Bu durumda dört şahit suçu SABİT kılmıyor. Sadece "İDDİA" ediyorlar. Yani karşı kişi "Sanık" durumunda ve MASUM da olabilir gerçekten! Var mı öyle dört kafadar istediğin kadını (tersi de olabilir erkeği de) SUÇLU durumuna düşüreceksin? Kur'an böyle diyor. Elbette bunun 7 anlamı da var. Bir porno filmi düşünün. Sette film çekiliyor, 25 kişi... DÖRT ŞAHİT işte bu endüstriyi önlemek için var. Yoksa kim görecek, filancanın karısı ile falanenin kocasının bir yerde zina yaptıklarını? Kim görebilir? Gördü diyelim: Bir kişi... Olmaz, iki-üç de olmaz, illa ki dört şahit İDDİA edebilecektir. Ayete dikkat ediniz, porno endüstrisinin önünü kesmek içindir. İsteyen istediğini yapsın ama, bu yola çekilen kadınları önlemek istiyor. Yoksa gizli kapaklı yapılan ve kimsenin görmediği zina ile ilgili değil. Anlamak isteyen BUNU RAHATLIKLA anlar. Orada Zaniyyen >>> kadın+kadın/erkek+erkek/kadın+erkek/tümünden oluşan seks anlamına geliyor. Neden sadece KADIN ve erkek diye UYDURDUK Kİ?

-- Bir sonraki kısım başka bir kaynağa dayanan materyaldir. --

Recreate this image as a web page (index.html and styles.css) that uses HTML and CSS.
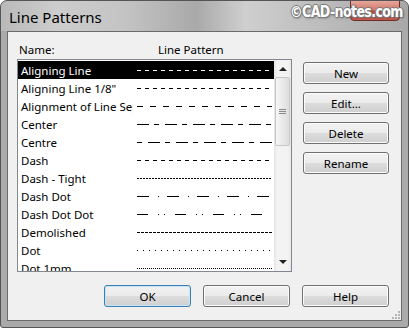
FILE: index.html
```html
<!DOCTYPE html>
<html lang="en">
<head>
  <meta charset="UTF-8">
  <meta name="viewport" content="width=device-width, initial-scale=1.0">
  <title>Line Patterns</title>
  <link rel="stylesheet" href="styles.css">
</head>
<body>
  <div class="window">
    <div class="titlebar">
      <span class="title">Line Patterns</span>
      <span class="close"></span>
      <span class="watermark">©CAD-notes.com</span>
    </div>

    <div class="client">
      <div class="main">
        <div class="listcol">
          <div class="header">
            <span class="col-name">Name:</span>
            <span class="col-pat">Line Pattern</span>
          </div>
          <div class="listbox">
            <div class="rows">
              <div class="row selected"><span class="name">Aligning Line</span><span class="pat p-dash"></span></div>
              <div class="row"><span class="name">Aligning Line 1/8"</span><span class="pat p-dash"></span></div>
              <div class="row"><span class="name">Alignment of Line Separation</span><span class="pat p-align"></span></div>
              <div class="row"><span class="name">Center</span><span class="pat p-center"></span></div>
              <div class="row"><span class="name">Centre</span><span class="pat p-centre"></span></div>
              <div class="row"><span class="name">Dash</span><span class="pat p-dash"></span></div>
              <div class="row"><span class="name">Dash - Tight</span><span class="pat p-tight"></span></div>
              <div class="row"><span class="name">Dash Dot</span><span class="pat p-dashdot"></span></div>
              <div class="row"><span class="name">Dash Dot Dot</span><span class="pat p-dashdotdot"></span></div>
              <div class="row"><span class="name">Demolished</span><span class="pat p-demo"></span></div>
              <div class="row"><span class="name">Dot</span><span class="pat p-dot"></span></div>
              <div class="row"><span class="name">Dot 1mm</span><span class="pat p-dot1"></span></div>
            </div>
            <div class="scrollbar">
              <div class="sb-btn up"></div>
              <div class="sb-thumb"><span class="grip-lines"></span></div>
              <div class="sb-track"></div>
              <div class="sb-btn down"></div>
            </div>
          </div>
        </div>

        <div class="side">
          <button type="button">New</button>
          <button type="button">Edit...</button>
          <button type="button">Delete</button>
          <button type="button">Rename</button>
        </div>
      </div>

      <div class="footer">
        <button type="button" class="default">OK</button>
        <button type="button">Cancel</button>
        <button type="button">Help</button>
      </div>

      <svg class="size-grip" width="8" height="8" viewBox="0 0 8 8">
        <rect x="6" y="0" width="2" height="2" fill="#b5b5b5"/>
        <rect x="3" y="3" width="2" height="2" fill="#b5b5b5"/>
        <rect x="6" y="3" width="2" height="2" fill="#b5b5b5"/>
        <rect x="0" y="6" width="2" height="2" fill="#b5b5b5"/>
        <rect x="3" y="6" width="2" height="2" fill="#b5b5b5"/>
        <rect x="6" y="6" width="2" height="2" fill="#b5b5b5"/>
      </svg>
    </div>
  </div>
</body>
</html>
```

FILE: styles.css
```css
body {
  margin: 0;
  font-family: "Noto Sans", "Open Sans", sans-serif;
  font-size: 11.5px;
  background: #fff;
}
.window {
  position: relative;
  width: 409px;
  height: 328px;
  box-sizing: border-box;
  border: 1px solid #555;
  border-radius: 7px 7px 3px 3px;
  background: #aaaaaa;
  padding: 0 6px 6px;
  display: flex;
  flex-direction: column;
  overflow: hidden;
}
.titlebar {
  height: 30px;
  margin: 0 -6px;
  padding: 0 8px;
  border-radius: 6px 6px 0 0;
  background: linear-gradient(to right, #b9b9b9 0%, #cdcdcd 14%, #c4c4c4 30%, #a9a9a9 48%, #cfcfcf 60%, #bdbdbd 78%, #a8a8a8 100%);
}
.title {
  display: block;
  font-size: 15px;
  line-height: 30px;
  padding-top: 1px;
  color: #000;
}
.close {
  position: absolute;
  left: 349px;
  top: -1px;
  width: 50px;
  height: 21px;
  box-sizing: border-box;
  border: 1px solid #6b3027;
  border-radius: 0 0 4px 4px;
  background: linear-gradient(#e7a79c, #d27c70 45%, #c0493d 55%, #c9584c);
}
.watermark {
  position: absolute;
  left: 289px;
  top: 0;
  white-space: nowrap;
  font-family: "DejaVu Sans Condensed", "DejaVu Sans", sans-serif;
  font-weight: bold;
  font-size: 14px;
  line-height: 18px;
  letter-spacing: -0.6px;
  transform: scaleY(1.15);
  transform-origin: left top;
  color: #fff;
  text-shadow: 1px 0 #7a7a7a, -1px 0 #7a7a7a, 0 1px #7a7a7a, 0 -1px #7a7a7a, 1px 1px 2px #555;
}
.client {
  position: relative;
  flex: 1;
  border: 1px solid #6a6a6a;
  background: #f0f0f0;
  padding: 8px 12px 0 9px;
}
.main {
  display: flex;
  gap: 11px;
}
.listcol {
  width: 275px;
}
.header {
  display: flex;
  height: 19px;
  line-height: 19px;
}
.col-name {
  width: 139px;
  padding-left: 2px;
}
.listbox {
  display: flex;
  height: 213px;
  box-sizing: border-box;
  border: 1px solid #828790;
  background: #fff;
}
.rows {
  flex: 1;
  padding-top: 1px;
  overflow: hidden;
}
.row {
  display: flex;
  align-items: center;
  height: 18px;
  --c: #000;
}
.row.selected {
  background: #000;
  color: #fff;
  --c: #fff;
}
.name {
  width: 112px;
  padding-left: 3px;
  white-space: nowrap;
  overflow: hidden;
}
.pat {
  width: 135px;
  height: 1px;
  margin-left: 4px;
  margin-top: 1px;
}
.p-dash {
  background: repeating-linear-gradient(90deg, var(--c) 0 4px, transparent 4px 8px);
}
.p-align {
  background: repeating-linear-gradient(90deg, var(--c) 0 6px, transparent 6px 13px);
}
.p-center {
  background: repeating-linear-gradient(90deg, var(--c) 0 12px, transparent 12px 17px, var(--c) 17px 22px, transparent 22px 28px);
}
.p-centre {
  background: repeating-linear-gradient(90deg, var(--c) 0 5px, transparent 5px 11px, var(--c) 11px 23px, transparent 23px 28px);
}
.p-tight {
  background: repeating-linear-gradient(90deg, var(--c) 0 2px, transparent 2px 3px);
}
.p-dashdot {
  background: repeating-linear-gradient(90deg, var(--c) 0 12px, transparent 12px 21px, var(--c) 21px 22px, transparent 22px 30px);
}
.p-dashdotdot {
  background: repeating-linear-gradient(90deg, var(--c) 0 11px, transparent 11px 21px, var(--c) 21px 22px, transparent 22px 27px, var(--c) 27px 28px, transparent 28px 38px);
}
.p-demo {
  background: repeating-linear-gradient(90deg, var(--c) 0 3px, transparent 3px 4px);
}
.p-dot {
  background: repeating-linear-gradient(90deg, var(--c) 0 1px, transparent 1px 6px);
}
.p-dot1 {
  background: repeating-linear-gradient(90deg, var(--c) 0 1px, transparent 1px 2px);
}
.scrollbar {
  width: 17px;
  display: flex;
  flex-direction: column;
  background: linear-gradient(to right, #e4e4e4, #f3f3f3 3px, #f3f3f3 14px, #e8e8e8);
}
.sb-btn {
  height: 17px;
  position: relative;
}
.sb-btn::after {
  content: "";
  position: absolute;
  left: 5px;
  top: 7px;
  border-left: 4px solid transparent;
  border-right: 4px solid transparent;
}
.sb-btn.up::after {
  border-bottom: 4px solid #222;
}
.sb-btn.down::after {
  top: 6px;
  border-top: 4px solid #222;
}
.sb-thumb {
  height: 69px;
  margin: 0 1px;
  box-sizing: border-box;
  border: 1px solid #c6c6c6;
  border-radius: 2px;
  background: linear-gradient(to right, #f7f7f7, #e9e9e9 50%, #dedede);
  display: flex;
  align-items: center;
  justify-content: center;
}
.grip-lines {
  width: 7px;
  height: 5px;
  background: repeating-linear-gradient(#8a8a8a 0 1px, transparent 1px 2px);
}
.sb-track {
  flex: 1;
}
.side {
  display: flex;
  flex-direction: column;
  gap: 8px;
  padding-top: 22px;
}
button {
  font-family: "Noto Sans", "Open Sans", sans-serif;
  font-size: 11.5px;
  color: #000;
  height: 22px;
  padding: 0;
  border: 1px solid #707070;
  border-radius: 3px;
  background: linear-gradient(#f2f2f2 0%, #ebebeb 50%, #dddddd 50%, #cfcfcf 100%);
  box-shadow: inset 0 0 0 1px #fcfcfc;
}
.side button {
  width: 86px;
}
.footer {
  display: flex;
  justify-content: flex-end;
  gap: 12px;
  margin-top: 13px;
}
.footer button {
  width: 87px;
}
button.default {
  border-color: #3c7fb1;
  box-shadow: inset 0 0 0 1px #c4e5f6;
}
.size-grip {
  position: absolute;
  right: 1px;
  bottom: 1px;
}
```
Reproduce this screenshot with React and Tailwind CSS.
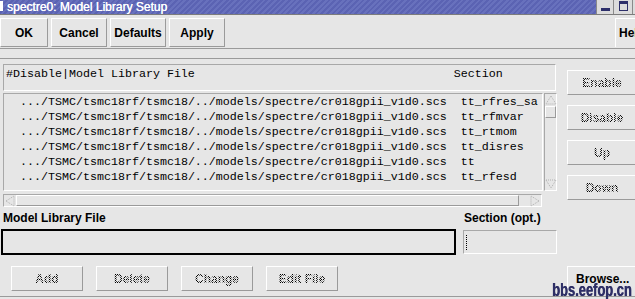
import React from "react";

// spectre0: Model Library Setup — old Motif-ish dialog
const PATH = ".../TSMC/tsmc18rf/tsmc18/../models/spectre/cr018gpii_v1d0.scs";
const ROWS = ["tt_rfres_sa", "tt_rfmvar", "tt_rtmom", "tt_disres", "tt", "tt_rfesd"];

const raised =
  "border border-t-white border-l-white border-b-[#9a9a9a] border-r-[#9a9a9a] bg-[#e6e6e6]";

// stippled "greyed out" label text
const stipple =
  "bg-[repeating-conic-gradient(#000_0%_25%,transparent_0%_50%)] bg-[length:2px_2px] bg-clip-text text-transparent";

function TopButton({ label, w }) {
  return (
    <div
      className={`${raised} ${w} h-[29px] flex items-center justify-center text-[12px] font-bold text-black`}
    >
      {label}
    </div>
  );
}

function DimButton({ label, w = "w-[72px]" }) {
  return (
    <div className={`${raised} ${w} h-[25px] flex items-center justify-center`}>
      <span className={`text-[12px] font-bold ${stipple}`}>{label}</span>
    </div>
  );
}

function Arrow({ dir }) {
  const pts = {
    up: "6,2 11,10 1,10",
    down: "1,2 11,2 6,10",
    left: "2,6 10,1 10,11",
    right: "10,6 2,1 2,11",
  }[dir];
  return (
    <svg width="12" height="12" viewBox="0 0 12 12" className="block">
      <polygon points={pts} fill="none" stroke="#b0b0b0" strokeWidth="1" strokeDasharray="1 1" />
    </svg>
  );
}

export default function App() {
  return (
    <div className="w-[635px] h-[299px] overflow-hidden relative bg-[#e6e6e6] font-['Liberation_Sans',Arial,sans-serif]">
      {/* title bar */}
      <div className="h-[15px] flex border-b border-[#7c7c7c] bg-[repeating-linear-gradient(135deg,#5b63b3_0px,#5b63b3_2px,#6871bd_2px,#6871bd_4px)]">
        <div className="w-[3px] h-[10px] mt-[1px] bg-white" />
        <div className="pl-[4px] text-[12px] leading-[14px] text-white [text-shadow:0.3px_0_0_#fff]">
          spectre0: Model Library Setup
        </div>
        <div className="ml-auto flex">
          <div className="w-[17px] h-[14px] bg-[#dcdcdc] border-l border-[#8a8a8a] flex items-end justify-center pb-[3px]">
            <div className="w-[9px] h-[3px] bg-[#2d2f6a]" />
          </div>
          <div className="w-[19px] h-[14px] bg-[#dcdcdc] border-l border-[#8a8a8a] flex items-start justify-center pt-[1px]">
            <div className="w-[9px] h-[10px] border border-[#2d2f6a] border-t-[3px]" />
          </div>
          <div className="w-[3px] h-[14px] bg-[#dcdcdc] border-l border-[#8a8a8a]" />
        </div>
      </div>

      {/* action buttons */}
      <div className="h-[33px] flex pt-[3px] gap-[3px]">
        <TopButton label="OK" w="w-[48px]" />
        <TopButton label="Cancel" w="w-[56px]" />
        <TopButton label="Defaults" w="w-[56px]" />
        <TopButton label="Apply" w="w-[56px]" />
        <div className="ml-auto w-[20px] h-[29px] border-t border-l border-white flex items-center pl-[3px] text-[12px] font-bold overflow-hidden">
          Help
        </div>
      </div>
      <div className="border-t border-[#9a9a9a] h-[10px]" />
      <div className="border-t border-[#9a9a9a]" />

      <div className="flex">
        {/* left column */}
        <div className="w-[557px] pl-[3px] pt-[5px]">
          <div className="w-[553px] h-[27px] border border-[#a8a8a8] border-b-white border-r-white font-['Liberation_Mono',monospace] text-[11.67px] leading-[15px] pl-[2px] pt-[2px] whitespace-pre text-black">
            {"#Disable|Model Library File" + " ".repeat(37) + "Section"}
          </div>

          <div className="mt-[2px] flex h-[98px]">
            <div className="w-[541px] border border-[#a8a8a8] border-b-white border-r-white overflow-hidden font-['Liberation_Mono',monospace] text-[11.67px] leading-[15px] pt-[1px] pl-[16px] whitespace-pre text-black">
              {ROWS.map((r) => (
                <div key={r}>{PATH + "  " + r}</div>
              ))}
            </div>
            <div className="w-[13px] ml-[1px] border border-[#a8a8a8] border-b-white border-r-white flex flex-col">
              <Arrow dir="up" />
              <div className="h-[12px] border border-t-white border-l-white border-b-[#9a9a9a] border-r-[#9a9a9a]" />
              <div className="flex-1" />
              <Arrow dir="down" />
            </div>
          </div>

          <div className="mt-[3px] w-[539px] h-[13px] border border-[#a8a8a8] border-b-white border-r-white flex">
            <Arrow dir="left" />
            <div className="flex-1 border border-t-white border-l-white border-b-[#9a9a9a] border-r-[#9a9a9a]" />
            <div className="w-[10px]" />
            <Arrow dir="right" />
          </div>

          <div className="flex mt-[3px] text-[12px] font-bold text-black leading-[16px]">
            <div className="w-[461px]">Model Library File</div>
            <div>Section (opt.)</div>
          </div>

          <div className="flex items-start mt-[3px] -ml-[2px]">
            <div className="w-[456px] h-[26px] border-2 border-black" />
            <div className="ml-[7px] mt-[1px] w-[94px] h-[24px] border border-[#a8a8a8] border-b-white border-r-white flex items-center pl-[2px]">
              <div className="w-[2px] h-[15px] border-l border-dotted border-black" />
            </div>
          </div>

          <div className="flex gap-[13px] mt-[11px] pl-[8px]">
            <DimButton label="Add" />
            <DimButton label="Delete" />
            <DimButton label="Change" />
            <DimButton label="Edit File" />
          </div>
        </div>

        {/* right column */}
        <div className="ml-[10px] pt-[11px] flex flex-col">
          <div className="flex flex-col gap-[10px]">
            <DimButton label="Enable" w="w-[70px]" />
            <DimButton label="Disable" w="w-[70px]" />
            <DimButton label="Up" w="w-[70px]" />
            <DimButton label="Down" w="w-[70px]" />
          </div>
          <div className="mt-[66px] w-[70px] h-[25px] border-t border-l border-white flex items-center pl-[8px] text-[12px] font-bold text-black">
            Browse...
          </div>
        </div>
      </div>

      <div className="absolute left-0 right-0 top-[296px] border-t border-[#9a9a9a]" />

      {/* forum watermark */}
      <div className="absolute left-[552px] top-[280px] text-[19px] leading-[20px] font-bold text-[#2e2f66] [text-shadow:0.6px_0_0_#2e2f66] scale-x-[0.68] origin-left whitespace-nowrap">
        bbs.eefop.cn
      </div>
    </div>
  );
}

Her çağın kitabı bu Kur'an'ımız... Her çağa hitap ediyor. Porno endüstrisini -hele ki bilişim iletişim çağında bir patlama yapıyor- önceden haber veriyor ve dört şahit şahsında BİR PORNO FİLM EKİBİNİ anlatıyor neredeyse. Anlayan anlar anladı.